Artist Spotlight: Shearwater

If you were going on a road trip, this is the CD mix I would be really pushy about making you listen to on the way:

“Red Sea, White Sea”

There are two schools of thought on how to start a road mix. (Probably way more than that, but I can think of two.) Either start with something calm to ease yourself into the drive, or start with something upbeat and a little adventurous. I take option B. Any good road trip is a little adventure, which is something Shearwater singer/songwriter Jonathan Meiburg knows something about – and which informs a lot of Shearwater’s music.

“You As You Were”

I think it’s a good idea to keep up the energy, it’s going to be a few minutes before you hit the freeway. What is it about music and driving? It’s like going to two places at once.

A fun fact about Meiburg: he might be the only musician to have both Scientific American and Pitchfork in the footnotes of his Wikipedia page.

“An Insular Life”

Of course, the problem with this whole “start energetic” theory is that now you’re just stuck in traffic. Probably a good idea to hedge my bets a little and put something in there to take the edge off this maddeningly pointless nuissance of modern transportation. A lot of terrible things have come from imaging a simpler time, but so has a lot of great music.

“Quiet Americans”

There’s always the threat of another folk mini-revival around the corner. I mean, I like folk music, but at this point I like it better as an influence to be synthesized into something new and interesting than as a form to be observed. To get to the point, Shearwater has undeniable roots in folk rock (hey, you already heard the banjos), but they’re not tied down by them.

“Whipping Boy”

Ideally this would be the song you hear when you finally hit the open road. This is definitely a good open road song. It’s relaxed without being sleepy. It’s cerebral and just a little visceral.

“Ella Is The First Rider”

I’ve only mentioned Jonathan Meiburg so far. Of course, this isn’t one of those stealth solo projects, it’s an honest-to-goodness band (and a really good one). Shearwater has been around since 2001, however, and it is one of those bands that features a long list of ultra-talented collaborators (many of whom you’ll recognize from the indie scene – it’s a long list). In its earliest incarnation, it was a side-project of Austin, TX band Okkervil River, when Meiburg split songrwriting duties with Will Scheff, who is featured here from their debut album. They had a very different sound while Scheff was with the band, kind of an ersatz Wilco, but still very good.

“There’s A Mark Where You Were Breathing”

I get road hypnosis.
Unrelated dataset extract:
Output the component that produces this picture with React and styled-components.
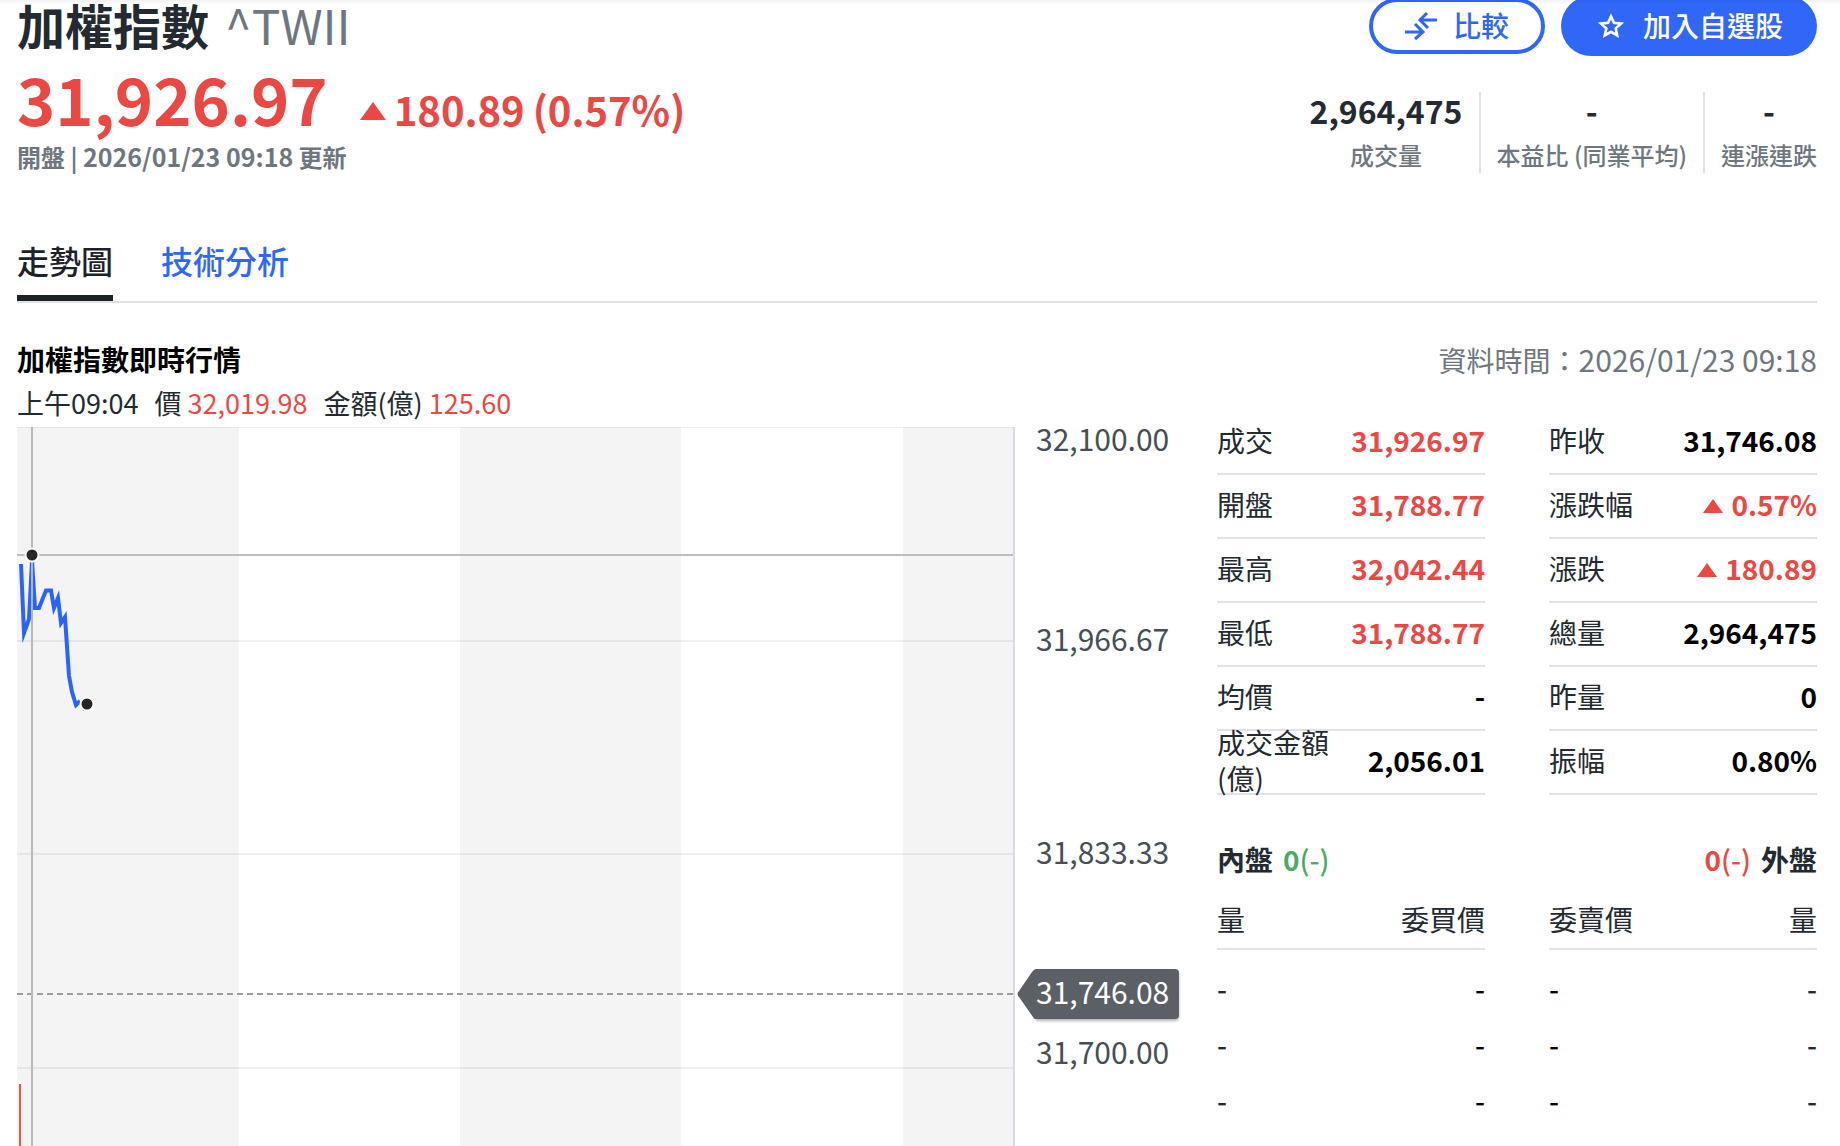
import React from 'react';
import styled, { createGlobalStyle } from 'styled-components';

const color = {
  ink: '#232a31',
  black: '#000000',
  muted: '#6e7780',
  axis: '#464e56',
  blue: '#3067f8',
  line: '#2962ff',
  up: '#eb4843',
  down: '#4daa66',
  border: '#e0e4e9',
  rule: '#e2e3e8',
  band: '#f4f4f4',
  tag: '#5b6067',
};

const GlobalStyle = createGlobalStyle`
  *, *::before, *::after { box-sizing: border-box; }
  html, body { margin: 0; background: #ffffff; }
  body {
    color: ${color.ink};
    font-family: "Noto Sans CJK TC", "Noto Sans", sans-serif;
    font-size: 28px;
    line-height: 36px;
  }
`;

const Page = styled.main`
  position: relative;
  height: 100vh;
  overflow: hidden;
  padding: 0 23px 0 17px;
`;

const TopShade = styled.div`
  position: absolute;
  inset: 0 0 auto 0;
  height: 5px;
  background: linear-gradient(rgba(0, 0, 0, 0.05), rgba(0, 0, 0, 0));
`;

const TitleBar = styled.header`
  display: flex;
  align-items: center;
  justify-content: space-between;
  height: 60px;
  margin-top: -4px;
`;

const TitleGroup = styled.div`
  display: flex;
  gap: 16px;
  align-items: baseline;
  padding-bottom: 4px;
  font-size: 48px;
  line-height: 56px;
`;

const Title = styled.h1`
  margin: 0;
  font-size: inherit;
  font-weight: 700;
`;

const Symbol = styled.span`
  color: ${color.muted};
`;

const Actions = styled.div`
  display: flex;
  align-items: center;
  gap: 16px;
`;

const PillButton = styled.button`
  display: flex;
  align-items: center;
  gap: 16px;
  height: ${(p) => (p.$primary ? 60 : 56)}px;
  padding: 0 ${(p) => (p.$primary ? 34 : 32)}px;
  border: ${(p) => (p.$primary ? '0' : `4px solid ${color.blue}`)};
  border-radius: 30px;
  background: ${(p) => (p.$primary ? color.blue : '#ffffff')};
  color: ${(p) => (p.$primary ? '#ffffff' : color.blue)};
  font: inherit;
  font-weight: 500;
  cursor: pointer;
`;

const ButtonLabel = styled.span`
  padding-bottom: 2px;
`;

const Summary = styled.section`
  display: flex;
  align-items: flex-end;
  justify-content: space-between;
`;

const PriceLine = styled.div`
  display: flex;
  align-items: baseline;
  gap: 8px;
  color: ${color.up};
  font-size: 40px;
  font-weight: 700;
  line-height: 40px;
`;

const LastPrice = styled.span`
  margin-right: 24px;
  font-size: 65px;
  line-height: 84px;
`;

const UpdateTime = styled.div`
  color: ${color.muted};
  font-size: 24px;
  font-weight: 700;
  line-height: 33px;
`;

const UpdateStamp = styled.time`
  font-size: 25px;
`;

const Stats = styled.dl`
  display: flex;
  margin: 0;
`;

const Stat = styled.div`
  display: flex;
  flex-direction: column-reverse;
  gap: 9px;
  padding: 0 16px;
  border-right: 2px solid ${color.border};
  text-align: center;

  &:last-child {
    padding-right: 0;
    border-right: 0;
  }
`;

const StatLabel = styled.dt`
  color: ${color.muted};
  font-size: 24px;
  font-weight: 500;
`;

const StatValue = styled.dd`
  margin: 0;
  font-size: 32px;
  font-weight: 700;
`;

const Tabs = styled.nav`
  display: flex;
  gap: 48px;
  margin-top: 56px;
  border-bottom: 2px solid ${color.border};
`;

const Tab = styled.a`
  height: 72px;
  border-bottom: 6px solid ${(p) => (p.$active ? '#1d2228' : 'transparent')};
  color: ${(p) => (p.$active ? '#1d2228' : color.blue)};
  font-size: 32px;
  font-weight: 500;
  line-height: 62px;
  text-decoration: none;
`;

const SectionHead = styled.div`
  display: flex;
  justify-content: space-between;
  margin-top: 36px;
  line-height: 40px;
`;

const SectionTitle = styled.h2`
  margin: 0;
  color: ${color.black};
  font-size: 28px;
  font-weight: 700;
`;

const DataTime = styled.div`
  color: ${color.muted};
`;

const DataTimeValue = styled.time`
  font-size: 30px;
`;

const Body = styled.div`
  display: grid;
  grid-template-columns: minmax(0, 1fr) 600px;
  column-gap: 32px;
`;

const Legend = styled.div`
  display: flex;
  gap: 16px;
  height: 47px;
  font-size: 27px;
  line-height: 46px;
  white-space: nowrap;
`;

const LegendValue = styled.span`
  color: ${color.up};
`;

const ChartRow = styled.div`
  display: grid;
  grid-template-columns: minmax(0, 1fr) 170px;
`;

const ChartCanvas = styled.svg`
  display: block;
  width: 100%;
  height: 720px;
`;

const Axis = styled.div`
  position: relative;
  display: grid;
  grid-template-rows: 1fr 2fr 2fr 1fr;
  height: 641px;
  padding-left: 21px;
`;

const AxisLabel = styled.span`
  align-self: ${(p) => p.$align};
  padding-bottom: 6px;
  color: ${color.axis};
  font-size: 30px;
  line-height: 22px;
`;

const PriceTag = styled.div`
  position: absolute;
  left: 21px;
  display: flex;
  align-items: center;
  height: 50px;
  padding: 0 10px 6px 0;
  margin-top: -25px;
  border-radius: 0 4px 4px 0;
  background: ${color.tag};
  box-shadow: 0 2px 3px rgba(0, 0, 0, 0.3);
  color: #ffffff;
  font-size: 30px;
`;

const TagPointer = styled.svg`
  position: absolute;
  top: 0;
  right: 100%;
  width: 19px;
  height: 50px;
  fill: ${color.tag};
`;

const Panel = styled.aside`
  padding-top: 31px;
`;

const Columns = styled.div`
  display: grid;
  grid-template-columns: 1fr 1fr;
  column-gap: 64px;
`;

const QuoteList = styled.dl`
  margin: 0;
`;

const QuoteRow = styled.div`
  display: flex;
  align-items: center;
  justify-content: space-between;
  height: 64px;
  padding-bottom: 4px;
  border-bottom: 2px solid ${color.rule};
`;

const QuoteLabel = styled.dt``;

const QuoteValue = styled.dd`
  display: flex;
  align-items: center;
  gap: 8px;
  margin: 0;
  color: ${(p) => (p.$up ? color.up : color.black)};
  font-weight: 700;
`;

const SmallTriangle = styled.svg`
  width: 20px;
  height: 14px;
  margin-top: 4px;
  fill: currentColor;
`;

const LargeTriangle = styled.svg`
  width: 26px;
  height: 24px;
  fill: currentColor;
`;

const TradeSides = styled.div`
  display: flex;
  justify-content: space-between;
  margin-top: 44px;
  line-height: 40px;
`;

const TradeSide = styled.div`
  display: flex;
  flex-direction: ${(p) => (p.$reverse ? 'row-reverse' : 'row')};
  gap: 10px;
  font-weight: 700;
`;

const TradeValue = styled.span`
  color: ${(p) => (p.$up ? color.up : color.down)};
`;

const Ratio = styled.span`
  font-weight: 500;
`;

const DepthTable = styled.table`
  width: 100%;
  margin-top: 10px;
  border-collapse: separate;
  border-spacing: 0;
  table-layout: fixed;
`;

const DepthHead = styled.th`
  height: 61px;
  padding: 0;
  border-bottom: 2px solid ${color.border};
  font-weight: 400;
  text-align: ${(p) => p.$align};
`;

const DepthCell = styled.td`
  height: 56px;
  padding: 10px 0;
  color: ${(p) => (p.$price ? color.black : color.ink)};
  font-weight: 500;
  text-align: ${(p) => p.$align};

  tr:first-child > & {
    height: 66px;
    padding-top: 20px;
  }
`;

const CompareIcon = () => (
  <svg width="32" height="32" viewBox="0 0 32 32" fill="none" stroke="currentColor" strokeWidth="3" aria-hidden="true">
    <path d="M32 10H16M22 3l-7 7 8 8" />
    <path d="M0 22h16M10 29l8-7-8-8" />
  </svg>
);

const StarIcon = () => (
  <svg width="32" height="32" viewBox="0 0 32 32" fill="none" stroke="currentColor" strokeWidth="2.6" aria-hidden="true">
    <path d="M16 6.4l2.9 6.5 7.2.7-5.400 4.800 1.500 7-6.200-3.600-6.200 3.600 1.500-7-5.400-4.800 7.200-.7z" />
  </svg>
);

const PLOT_HEIGHT = 641;
const AXIS_TOP = 32100;
const AXIS_RANGE = 400;
const PREVIOUS_CLOSE = 31746.08;
const CURSOR_PRICE = 32019.98;
const yOf = (price) => Math.round(((AXIS_TOP - price) / AXIS_RANGE) * PLOT_HEIGHT);

const trend =
  'M4 137L7 206L12 192L15 134L18 181H22L29 163.500H34L37 181L41 171L44 196L48 190L52 249L55 265L59 278L63 274';

const Dot = ({ x, y }) => (
  <g strokeLinecap="round">
    <path d={`M${x} ${y}h0`} stroke="#ffffff" strokeWidth="15" vectorEffect="non-scaling-stroke" />
    <path d={`M${x} ${y}h0`} stroke="#26282a" strokeWidth="11" vectorEffect="non-scaling-stroke" />
  </g>
);

const TrendChart = () => (
  <ChartCanvas viewBox="0 0 998 720" preserveAspectRatio="none" role="img" aria-label="加權指數走勢圖">
    <g fill={color.band}>
      <rect x="0" y="0" width="222" height="720" />
      <rect x="443" y="0" width="221" height="720" />
      <rect x="886" y="0" width="110" height="720" />
    </g>
    <g fill="#000000" fillOpacity="0.06">
      <rect x="0" y="0" width="996" height="1" />
      <rect x="0" y="213" width="996" height="2" />
      <rect x="0" y="426" width="996" height="2" />
      <rect x="0" y="640" width="996" height="2" />
    </g>
    <rect x="996" y="0" width="2" height="720" fill="#d8dce2" />
    <path
      d={`M0 ${yOf(PREVIOUS_CLOSE)}H996`}
      stroke="#9c9c9c"
      strokeWidth="2"
      strokeDasharray="6 4"
    />
    <rect x="2" y="657" width="2" height="63" fill="#ec5353" />
    <path d={trend} fill="none" stroke={color.line} strokeWidth="4" strokeMiterlimit="10" />
    <path d="M63 275c1 5 2 7 4 9" fill="none" stroke={color.line} strokeWidth="1" />
    <rect x="0" y={yOf(CURSOR_PRICE) - 1} width="996" height="2" fill="#bbbec4" />
    <rect x="14" y="0" width="2" height="720" fill="#b5b9c0" />
    <Dot x={15} y={yOf(CURSOR_PRICE)} />
    <Dot x={70} y={277} />
  </ChartCanvas>
);

const leftQuotes = [
  { label: '成交', value: '31,926.97', up: true },
  { label: '開盤', value: '31,788.77', up: true },
  { label: '最高', value: '32,042.44', up: true },
  { label: '最低', value: '31,788.77', up: true },
  { label: '均價', value: '-' },
  { label: '成交金額(億)', value: '2,056.01' },
];

const rightQuotes = [
  { label: '昨收', value: '31,746.08' },
  { label: '漲跌幅', value: '0.57%', up: true, mark: true },
  { label: '漲跌', value: '180.89', up: true, mark: true },
  { label: '總量', value: '2,964,475' },
  { label: '昨量', value: '0' },
  { label: '振幅', value: '0.80%' },
];

const Quotes = ({ items }) => (
  <QuoteList>
    {items.map((q) => (
      <QuoteRow key={q.label}>
        <QuoteLabel>{q.label}</QuoteLabel>
        <QuoteValue $up={q.up}>
          {q.mark && (
            <SmallTriangle viewBox="0 0 20 14" aria-hidden="true">
              <path d="M10 0l10 14H0z" />
            </SmallTriangle>
          )}
          {q.value}
        </QuoteValue>
      </QuoteRow>
    ))}
  </QuoteList>
);

const Depth = ({ heads, priceIndex }) => (
  <DepthTable>
    <thead>
      <tr>
        {heads.map((h, i) => (
          <DepthHead key={h} scope="col" $align={i ? 'right' : 'left'}>{h}</DepthHead>
        ))}
      </tr>
    </thead>
    <tbody>
      {[0, 1, 2].map((row) => (
        <tr key={row}>
          {heads.map((h, i) => (
            <DepthCell key={h} $align={i ? 'right' : 'left'} $price={i === priceIndex}>-</DepthCell>
          ))}
        </tr>
      ))}
    </tbody>
  </DepthTable>
);

export default function App() {
  return (
    <Page>
      <GlobalStyle />
      <TitleBar>
        <TitleGroup>
          <Title>加權指數</Title>
          <Symbol>^TWII</Symbol>
        </TitleGroup>
        <Actions>
          <PillButton type="button">
            <CompareIcon />
            <ButtonLabel>比較</ButtonLabel>
          </PillButton>
          <PillButton type="button" $primary>
            <StarIcon />
            <ButtonLabel>加入自選股</ButtonLabel>
          </PillButton>
        </Actions>
      </TitleBar>

      <Summary>
        <div>
          <PriceLine>
            <LastPrice>31,926.97</LastPrice>
            <LargeTriangle viewBox="0 0 26 24" aria-hidden="true">
              <path d="M13 0l13 18H0z" />
            </LargeTriangle>
            <span>180.89</span>
            <span>(0.57%)</span>
          </PriceLine>
          <UpdateTime>
            開盤 | <UpdateStamp>2026/01/23 09:18</UpdateStamp> 更新
          </UpdateTime>
        </div>
        <Stats>
          <Stat>
            <StatLabel>成交量</StatLabel>
            <StatValue>2,964,475</StatValue>
          </Stat>
          <Stat>
            <StatLabel>本益比 (同業平均)</StatLabel>
            <StatValue>-</StatValue>
          </Stat>
          <Stat>
            <StatLabel>連漲連跌</StatLabel>
            <StatValue>-</StatValue>
          </Stat>
        </Stats>
      </Summary>

      <Tabs>
        <Tab href="#trend" $active aria-current="page">走勢圖</Tab>
        <Tab href="#technical">技術分析</Tab>
      </Tabs>

      <SectionHead>
        <SectionTitle>加權指數即時行情</SectionTitle>
        <DataTime>
          資料時間：<DataTimeValue>2026/01/23 09:18</DataTimeValue>
        </DataTime>
      </SectionHead>

      <Body>
        <section>
          <Legend>
            <span>上午09:04</span>
            <span>價 <LegendValue>32,019.98</LegendValue></span>
            <span>金額(億) <LegendValue>125.60</LegendValue></span>
          </Legend>
          <ChartRow>
            <TrendChart />
            <Axis>
              <AxisLabel $align="start">32,100.00</AxisLabel>
              <AxisLabel $align="center">31,966.67</AxisLabel>
              <AxisLabel $align="center">31,833.33</AxisLabel>
              <AxisLabel $align="end">31,700.00</AxisLabel>
              <PriceTag style={{ top: yOf(PREVIOUS_CLOSE) }}>
                <TagPointer viewBox="0 0 19 50" aria-hidden="true">
                  <path d="M19 0h1v50H18q-1 0-2-2L2 28q-3-3 0-6L15 3q2-3 4-3z" />
                </TagPointer>
                31,746.08
              </PriceTag>
            </Axis>
          </ChartRow>
        </section>

        <Panel>
          <Columns>
            <Quotes items={leftQuotes} />
            <Quotes items={rightQuotes} />
          </Columns>
          <TradeSides>
            <TradeSide>
              <span>內盤</span>
              <TradeValue>0<Ratio>(-)</Ratio></TradeValue>
            </TradeSide>
            <TradeSide $reverse>
              <span>外盤</span>
              <TradeValue $up>0<Ratio>(-)</Ratio></TradeValue>
            </TradeSide>
          </TradeSides>
          <Columns>
            <Depth heads={['量', '委買價']} priceIndex={1} />
            <Depth heads={['委賣價', '量']} priceIndex={0} />
          </Columns>
        </Panel>
      </Body>
      <TopShade />
    </Page>
  );
}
There are vast stretches of American freeway that are nothing but lampposts and mile-markers and all you can do is think. I think it’s probably dangerous, but it’s my favorite thing about driving.


“Insolence” just might be my favorite song of the new millennium. It’s the perfect showcase for Meiberg’s dynamic vocals, building up from quiet introspection to quaking crescendo. There’s a little Bowie in his vocal pedigree. Not for nothing, Shearwater recently stopped by none other than our it’s-complicated-but-beloved mothership to do AV Club Undercover. Since they were there anyway, they decided to record a cover of the entirety of Bowie’s 1979 album, Lodger. Meiburg writes for The A.V. Club about what the album meant for him here (where you can also find the songs):…


Oh, yeah, the Scientific American factoid: when he’s not touring, Meiburg spends his time as a “semi-pro ornithologist,” as SA describes him in their interview. His curiosity and love of nature is palpable when he starts talking about birds (and in his music). The interview is well worth a read, whether you’re interested in the band or in the peculiar habits/evolution of the striated caracara:


“Radio Silence”

Shearwater’s latest, Jet Plane and Oxbow, is a rare example of a band peaking after 8 albums, and I don’t mean that to disparage their previous output. If I hadn’t heard JP&O I would have said the same thing about their previous album, Animal Joy. And if I hadn’t heard Animal Joy, well you get the idea. This is a band that keeps climbing to new creative heights and I love that.

“Sing, Little Birdie”

Well, shit, this mix isn’t going to be nearly long enough to drive anywhere. Probably better burn a couple more cd’s just to be on the safe side.